Wednesday, May 23, 2007

Rendra: Kesadaran adalah Matahari


SAYA iseng-iseng searching puisi Rendra di Goggle. Sudah lama tidak baca-baca puisi yang memberi semangat. Saya ingat penutup Pidato Megatruh WS Rendra yang terkenal menjadi semacam slogan perlawanan. Bahkan saat demo-demo jelang Reformasi 1998, ungkapan itu paling sering diucapkan sang orator.
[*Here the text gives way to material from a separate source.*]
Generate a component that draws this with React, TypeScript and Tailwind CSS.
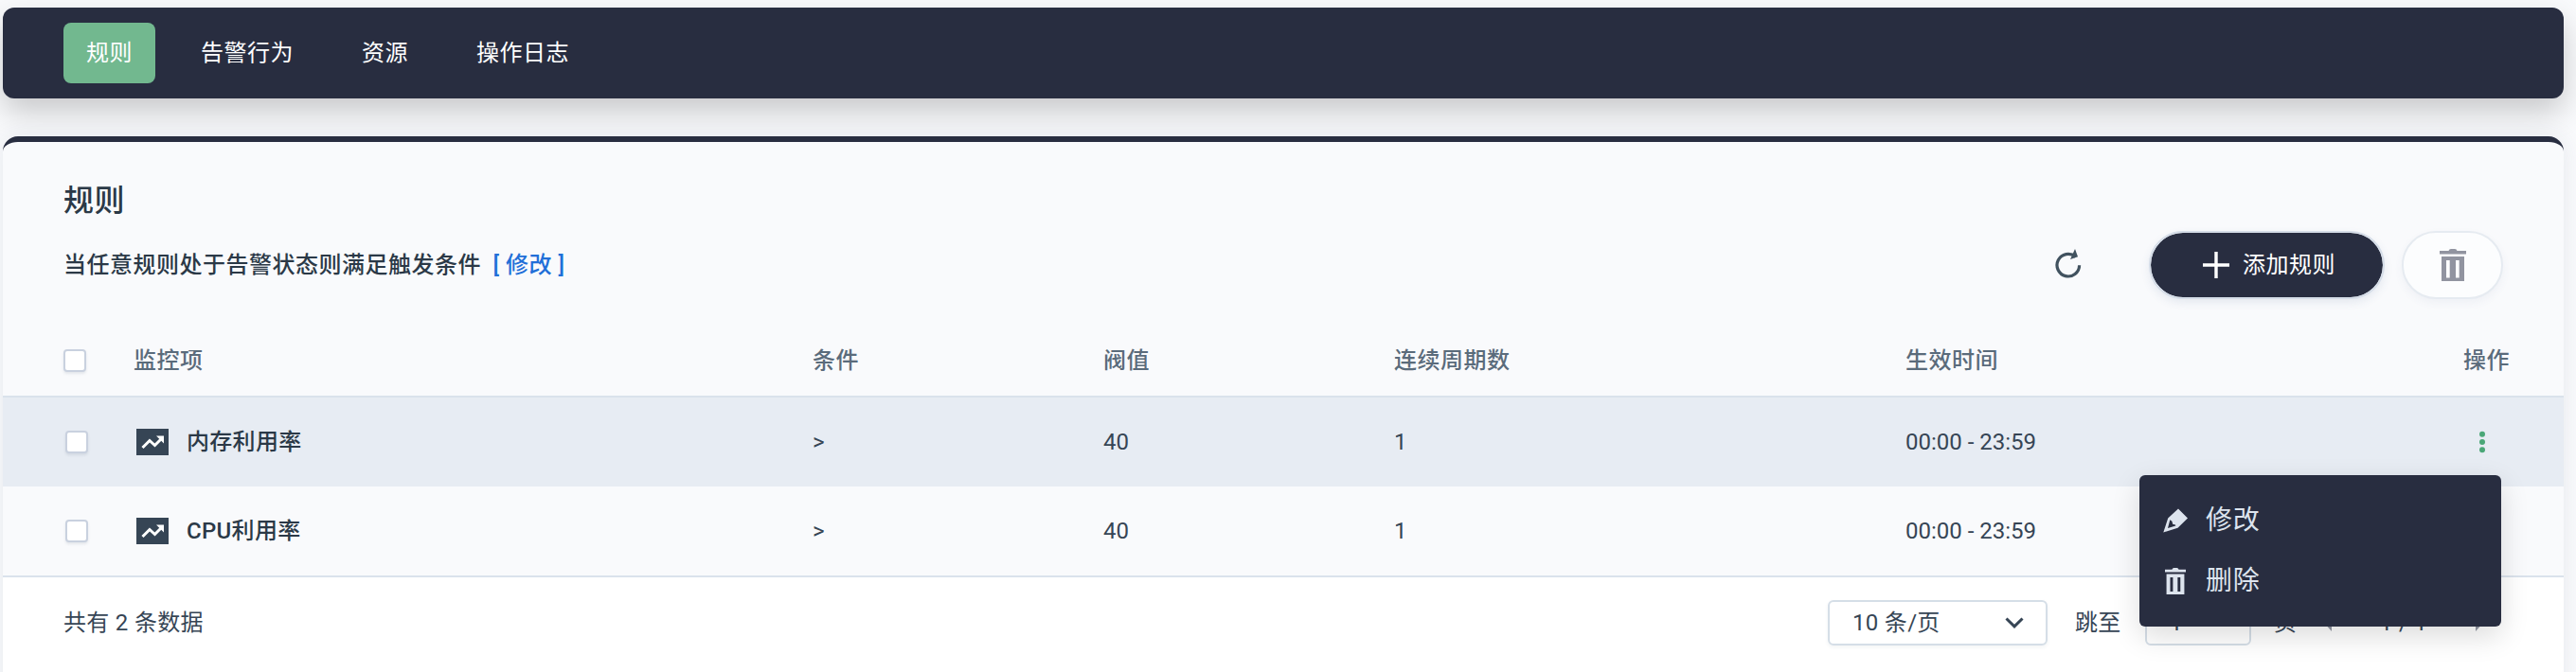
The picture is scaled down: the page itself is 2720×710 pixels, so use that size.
import React from "react";

const TrashIcon = ({ className }: { className: string }) => (
  <svg viewBox="0 0 28 34" className={className} fill="currentColor" preserveAspectRatio="none">
    <path d="M0 2H9.5Q10 0 12 0H16Q18 0 18.5 2H28V5.4H0Z" />
    <path fillRule="evenodd" d="M2 8H26V34H2ZM7 12V30.5H10.7V12ZM17 12V30.5H20.7V12Z" />
  </svg>
);

const PenIcon = ({ className }: { className: string }) => (
  <svg viewBox="0 0 26 26" className={className} fill="currentColor">
    <path fillRule="evenodd" d="M16 0.5 26 10.5 15.5 20.8 0.3 25.5 5.2 10.5ZM7.3 12.2 5 21 13.3 18.6 13 17.6 10.2 16.7 9.4 13.8Z" />
  </svg>
);

const TrendIcon = () => (
  <svg viewBox="0 0 34 28" className="h-7 w-[34px] shrink-0">
    <rect width="34" height="28" fill="#364555" />
    <path d="M6.5 20 14 12.5 19.5 17.5 26.5 10.5" fill="none" stroke="#fff" strokeWidth="3" />
    <path d="M21 7.5H29V15.5Z" fill="#fff" />
  </svg>
);

const Checkbox = ({ className = "" }: { className?: string }) => (
  <span className={`block size-6 shrink-0 rounded-[4px] border-2 border-[#c9d1df] bg-white shadow-[0_2px_3px_rgba(40,60,90,0.10)] ${className}`} />
);

const COLS = "grid grid-cols-[74px_717px_307px_307px_540px_589px_1fr] items-center pl-16";

const tabs = ["规则", "告警行为", "资源", "操作日志"];
const rows = [
  { name: "内存利用率", active: true },
  { name: "CPU利用率", active: false },
];

export default function App() {
  return (
    <div className="h-[710px] w-[2720px] overflow-hidden bg-[#f9fafc] pt-2 pr-[13px] pl-[3px] font-[Roboto,'Noto_Sans_CJK_SC',sans-serif] text-[24px] leading-9 tracking-[0.5px] text-[#364555]">
      <nav className="flex h-24 items-center gap-6 rounded-xl bg-[#282d40] pl-16 text-white shadow-[0_14px_32px_rgba(0,0,0,0.2)]">
        {tabs.map((t, i) => (
          <a key={t} className={`flex h-16 items-center rounded-lg px-6 ${i === 0 ? "bg-[#72b88f]" : ""}`}>{t}</a>
        ))}
      </nav>

      <main className="relative mt-10 h-[600px] rounded-t-[16px] border-t-[6px] border-[#282d40] bg-[#f9fafc] shadow-[0_0_24px_rgba(40,60,90,0.09)]">
        <header className="flex h-[194px] justify-between pl-16">
          <div>
            <h1 className="mt-[38px] text-[32px] leading-[48px] font-medium text-[#2b3947]">规则</h1>
            <p className="mt-[26px] font-medium whitespace-pre text-[#2b3947]">
              当任意规则处于告警状态则满足触发条件 <span className="ml-1.5 text-[#216fd8]">[ 修改 ]</span>
            </p>
          </div>
          <div className="mt-[94px] mr-16 flex h-[72px] items-center">
            <svg viewBox="0 0 28 32" className="mr-[71px] mb-1 h-8 w-7 text-[#41525f]">
              <path d="M21.5 9.2A11.8 11.8 0 1 0 25.6 18.2" fill="none" stroke="currentColor" strokeWidth="3.2" />
              <path d="M21 1 24 9.2 16 12Z" fill="currentColor" />
            </svg>
            <button className="mr-[18px] flex h-[72px] w-[249px] items-center rounded-full border-2 border-[#d5dde8] bg-[#282d40] bg-clip-padding pl-[55px] text-white shadow-[0_4px_10px_rgba(60,90,140,0.10)]">
              <svg viewBox="0 0 28 28" className="mr-[14px] size-7">
                <path d="M14 0V28M0 14H28" stroke="#fff" strokeWidth="3.4" />
              </svg>
              添加规则
            </button>
            <button className="flex h-[72px] w-[107px] items-center justify-center rounded-full border-2 border-[#e6ebf1] bg-[#fcfdfe] shadow-[0_4px_10px_rgba(60,90,140,0.06)]">
              <TrashIcon className="h-[34px] w-7 text-[#9194a0]" />
            </button>
          </div>
        </header>

        <div className={`${COLS} h-[76px] border-b-2 border-[#dae2ec] font-medium text-[#5a6b7b]`}>
          <Checkbox />
          <span>监控项</span>
          <span>条件</span>
          <span>阀值</span>
          <span>连续周期数</span>
          <span>生效时间</span>
          <span>操作</span>
        </div>
        {rows.map((r) => (
          <div key={r.name} className={`${COLS} h-[94px] tracking-normal ${r.active ? "bg-[#e7ecf3]" : ""}`}>
            <Checkbox className="ml-0.5" />
            <span className="flex items-center gap-[19px] pl-[3px] font-medium tracking-[0.3px] text-[#2b3947]">
              <TrendIcon />
              {r.name}
            </span>
            <span>&gt;</span>
            <span>40</span>
            <span>1</span>
            <span>00:00 - 23:59</span>
            {r.active && (
              <svg viewBox="0 0 6 24" className="ml-[17px] h-6 w-1.5" fill="#4aa777">
                <circle cx="3" cy="3.7" r="3" />
                <circle cx="3" cy="12" r="3" />
                <circle cx="3" cy="20.3" r="3" />
              </svg>
            )}
          </div>
        ))}

        <footer className="flex h-[104px] items-start border-t-2 border-[#dae2ec] bg-white pt-6 pl-16 tracking-[0.3px]">
          <span className="mt-1.5 mr-auto">共有 2 条数据</span>
          <div className="flex h-12 items-center">
            <div className="mr-[29px] flex h-12 w-[232px] items-center justify-between rounded-md border-2 border-[#d5dee7] bg-white pr-[23px] pl-6 shadow-[0_2px_4px_rgba(40,60,90,0.06)]">
              10 条/页
              <svg viewBox="0 0 20 12" className="h-3 w-5">
                <path d="M1.5 1.5 10 9.8 18.5 1.5" fill="none" stroke="#364555" strokeWidth="3" />
              </svg>
            </div>
            <span className="w-[74px]">跳至</span>
            <div className="mr-6 flex h-12 w-28 items-center rounded-md border-2 border-[#d5dee7] bg-white pl-6">1</div>
            <span className="w-[53px]">页</span>
            <svg viewBox="0 0 8 18" className="h-[18px] w-2" fill="#9297a3"><path d="M8 0V18L0 9Z" /></svg>
            <span className="w-[152px] text-center">1 / 1</span>
            <svg viewBox="0 0 8 18" className="mr-[85px] h-[18px] w-2" fill="#9297a3"><path d="M0 0V18L8 9Z" /></svg>
          </div>
        </footer>

        <div className="absolute top-[352px] right-[66px] flex h-40 w-[382px] flex-col rounded-md bg-[#282d40] py-4 text-[28px] tracking-[0.8px] text-[#dde4ee] shadow-[0_10px_30px_rgba(0,0,0,0.14)]">
          <div className="flex h-16 items-center pl-[25px]">
            <PenIcon className="mr-[19px] size-[26px]" />
            修改
          </div>
          <div className="flex h-16 items-center pl-[27px]">
            <TrashIcon className="mr-[21px] h-7 w-[22px]" />
            删除
          </div>
        </div>
      </main>
    </div>
  );
}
Atau ditulis pada sebuah baliho besar, seperti saat demo di Bundaran Unpad Jatinangor 1998.
KESADARAN ADALAH MATAHARI

KESABARAN ADALAH BUMI

KEBERANIAN MENJADI CAKRAWALA

DAN

PERJUANGAN

ADALAH PELAKSANAAN KATA-KATA

Itu bait akhir penutup pidato kebudayaan Rendra di Taman Ismail Marzuki Jakarta, 10 November 1997.
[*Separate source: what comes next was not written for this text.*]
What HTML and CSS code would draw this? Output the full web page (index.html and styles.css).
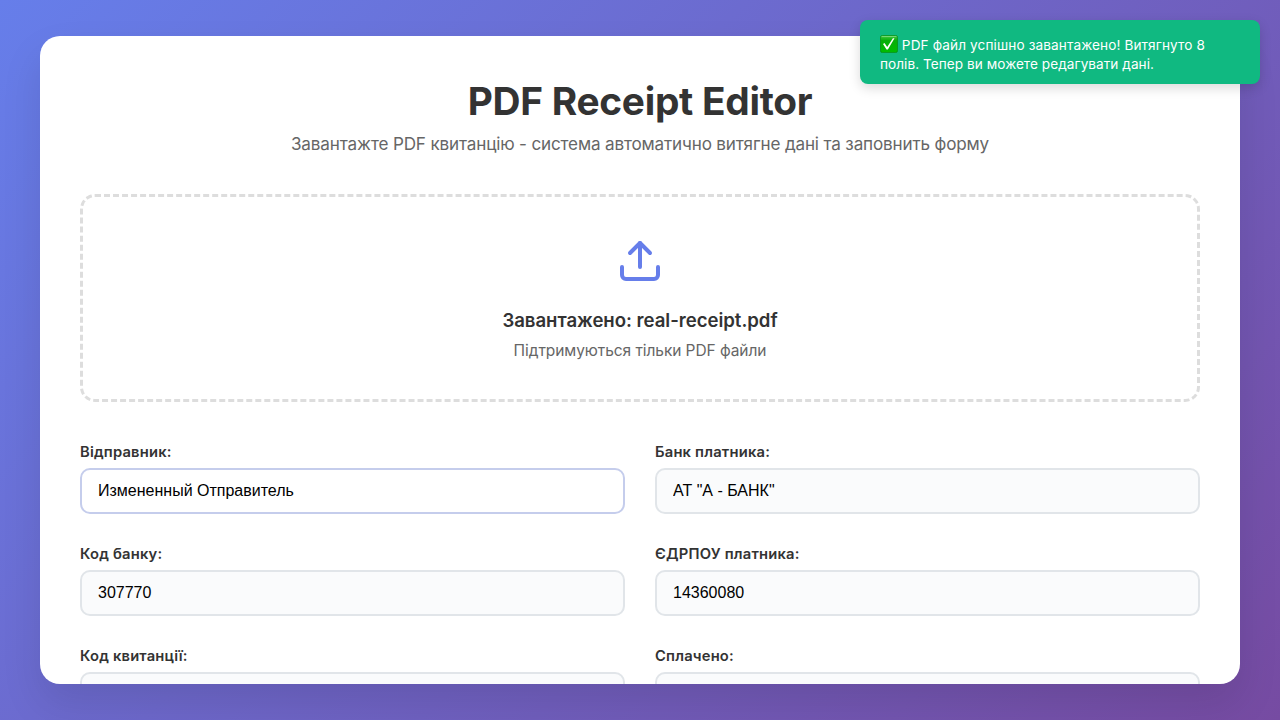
FILE: index.html
```html
<!DOCTYPE html>
<html lang="uk">
<head>
<meta charset="utf-8">
<title>PDF Receipt Editor</title>
<link rel="stylesheet" href="styles.css">
</head>
<body>
<main class="container">
  <header class="header">
    <h1 class="title"><span>PDF Receipt Editor</span></h1>
    <p class="subtitle"><span>Завантажте PDF квитанцію - система автоматично витягне дані та заповнить форму</span></p>
  </header>
  <section class="upload">
    <svg class="upload-icon" viewBox="0 0 24 24" fill="none" stroke="currentColor" stroke-width="2" stroke-linecap="round" stroke-linejoin="round">
      <path d="M21 15v4a2 2 0 0 1-2 2H5a2 2 0 0 1-2-2v-4"/>
      <polyline points="17 8 12 3 7 8"/>
      <line x1="12" y1="3" x2="12" y2="15"/>
    </svg>
    <h3 class="upload-title"><span>Завантажено: real-receipt.pdf</span></h3>
    <p class="upload-hint"><span>Підтримуються тільки PDF файли</span></p>
  </section>
  <form class="form">
    <div class="group"><label class="label" for="sender">Відправник:</label><input class="input input-active" id="sender" value="Измененный Отправитель"></div>
    <div class="group"><label class="label" for="bank">Банк платника:</label><input class="input" id="bank" value='АТ "А - БАНК"'></div>
    <div class="group"><label class="label" for="code">Код банку:</label><input class="input" id="code" value="307770"></div>
    <div class="group"><label class="label" for="edrpou">ЄДРПОУ платника:</label><input class="input" id="edrpou" value="14360080"></div>
    <div class="group"><label class="label" for="receipt">Код квитанції:</label><input class="input" id="receipt"></div>
    <div class="group"><label class="label" for="paid">Сплачено:</label><input class="input" id="paid"></div>
  </form>
</main>
<div class="toast">
  <svg class="toast-icon" viewBox="0 0 18 18">
    <defs>
      <linearGradient id="tick-bg" x1="0" y1="0" x2="0" y2="1"><stop offset="0" stop-color="#3fc540"/><stop offset=".3" stop-color="#08ae0a"/><stop offset="1" stop-color="#00bd00"/></linearGradient>
    </defs>
    <rect x=".4" y=".4" width="17.2" height="17.2" rx="2.2" fill="url(#tick-bg)" stroke="#078f18" stroke-width=".8"/>
    <path d="M1.5 1.6h15" stroke="#8ee08c" stroke-width=".8"/>
    <path d="M3 8.9l1.5-.8 2.7 4L12.9 3.2l1.6.1-6.6 11.3H6.5z" fill="#fff"/>
  </svg>
  <span class="toast-line toast-first">PDF файл успішно завантажено! Витягнуто 8</span>
  <br><span class="toast-line toast-second">полів. Тепер ви можете редагувати дані.</span>
</div>
</body>
</html>
```

FILE: styles.css
```css
* { box-sizing: border-box; margin: 0; padding: 0; }
body {
  height: 720px;
  padding: 36px 40px;
  overflow: hidden;
  font-family: Inter, "Liberation Sans", sans-serif;
  background: linear-gradient(135deg, #667eea 0%, #764ba2 100%);
}
.container {
  height: 648px;
  padding: 40px;
  overflow: hidden;
  background: #fff;
  border-radius: 20px;
  box-shadow: 0 20px 40px rgba(0, 0, 0, .1);
}
.header { margin-bottom: 40px; text-align: center; }
.title { padding-top: 1px; margin-bottom: 9px; font-size: 38.8px; font-weight: 700; line-height: 47px; letter-spacing: -.28px; color: #333; }
.subtitle { font-size: 17.1px; line-height: 21px; letter-spacing: -.16px; color: #666; }
.upload {
  height: 208px;
  margin-bottom: 40px;
  padding: 40px;
  text-align: center;
  border: 3px dashed #ddd;
  border-radius: 15px;
}
.upload-icon { display: block; width: 48px; height: 48px; margin: 0 auto 24px; color: #667eea; }
.upload-title { margin-bottom: 9px; font-size: 18.6px; font-weight: 600; line-height: 23px; letter-spacing: -.03px; color: #333; }
.upload-hint { font-size: 15.5px; line-height: 19px; letter-spacing: -.07px; color: #666; }
.form { display: grid; grid-template-columns: 1fr 1fr; gap: 30px; }
.group { display: flex; flex-direction: column; gap: 7px; }
.label { padding-top: 1px; font-size: 14.75px; font-weight: 600; line-height: 18px; letter-spacing: .19px; color: #333; }
.input {
  width: 100%;
  height: 46px;
  padding: 0 16px;
  font: 16px "Liberation Sans", Arial, sans-serif;
  color: #000;
  background: #fafbfc;
  border: 2px solid #e1e5e9;
  border-radius: 10px;
}
.input-active { background: #fff; border-color: #c5cdec; }
.toast {
  position: absolute;
  top: 20px;
  right: 20px;
  width: 400px;
  height: 64px;
  padding: 15px 20px;
  font-size: 13.6px;
  line-height: 19px;
  white-space: nowrap;
  color: #fff;
  background: #10b981;
  border-radius: 8px;
  box-shadow: 0 4px 12px rgba(0, 0, 0, .15);
}
.toast-icon { width: 18px; height: 18px; vertical-align: -3px; }
.toast-first { letter-spacing: .12px; }
.toast-second { letter-spacing: .05px; }
```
Luar biasa. Bait ini rasanya paling banyak dikutip orang. Aktivis-aktivis senang sekali memajang tulisan ini sebagai slogan perlawanan.
Tapi saya perhatikan, banyak yang tidak tahu atau hanya sekadar menempel saja sebagai gagah-gagahan. Woi keren banget. Bahkan ada pula yang ngaku-ngaku sebagai hasil tulisannya. Weleh, plagiator... Atau ada pula yang dikasih tahu teman, itu dari Rendra. He he...setelah diperhatikan, ternyata salah.

Kesadaran adalah matahari
Kesabaran adalah bumi
Kehidupan adalah cakrawala
dan perjuangan adalah pelaksanaan kata-kata
(Kata Aka kalimat ini adalah milik Rendra
*thx Aka atas inspirasinya)--> ini dari blognya Maya Fajar atau Maya Hirai, penulis 30 Origami Favorit.

Di luar dari itu, Rendra memang sosok luar biasa. Seniman, budayawan, terkemuka Indonesia. Maestro malah, sebutan yang pas untuknya. Memang belakangan ini jarang muncul di panggung-panggung kebudayaan. Usia tak menghalangi semangatnya. Dia punya daya linuwih yang bisa memengaruhi orang lain, terpesona dengan kehadirannya. Dan tetap konsisten sepanjang hayat.
Generasi saya dan Rendra tentu sangat jauh. Seingat saya, saya bertemu muka secara langsung dengan Rendra adalah ketika Panggung Seni di Fakultas Sastra tahun 1999. Lalu bertemu lagi di Lapang Gasibu dan mewawancarainya di Lapang Gasibu, tahun 2002. Waktu itu Rendra orasi di depan Gedung Sate dalam sebuah demo. Khalayak peserta demo kebanyakan mahasiswa, kalau tidak salah BEM se-Bandung Raya. Ketika Rendra naik panggung, para mahasiswa ini tak ada yang memerhatikan tokoh besar ini. Ini yang membuat marah teman saya, Asep Berlian, seniman pelukis Bandung. Dia sampai ngamuk-ngamuk, nantang berkelahi para mahasiswa, karena dianggapnya tidak menghargai Rendra. Selepas itu, saya tak pernah berjumpa lagi dengan Rendra. Biasanya kalau dia ke Bandung, Kang Asep Berlian selalu kontak memberi kabar Si Burung Merak itu ada di Kota Kembang.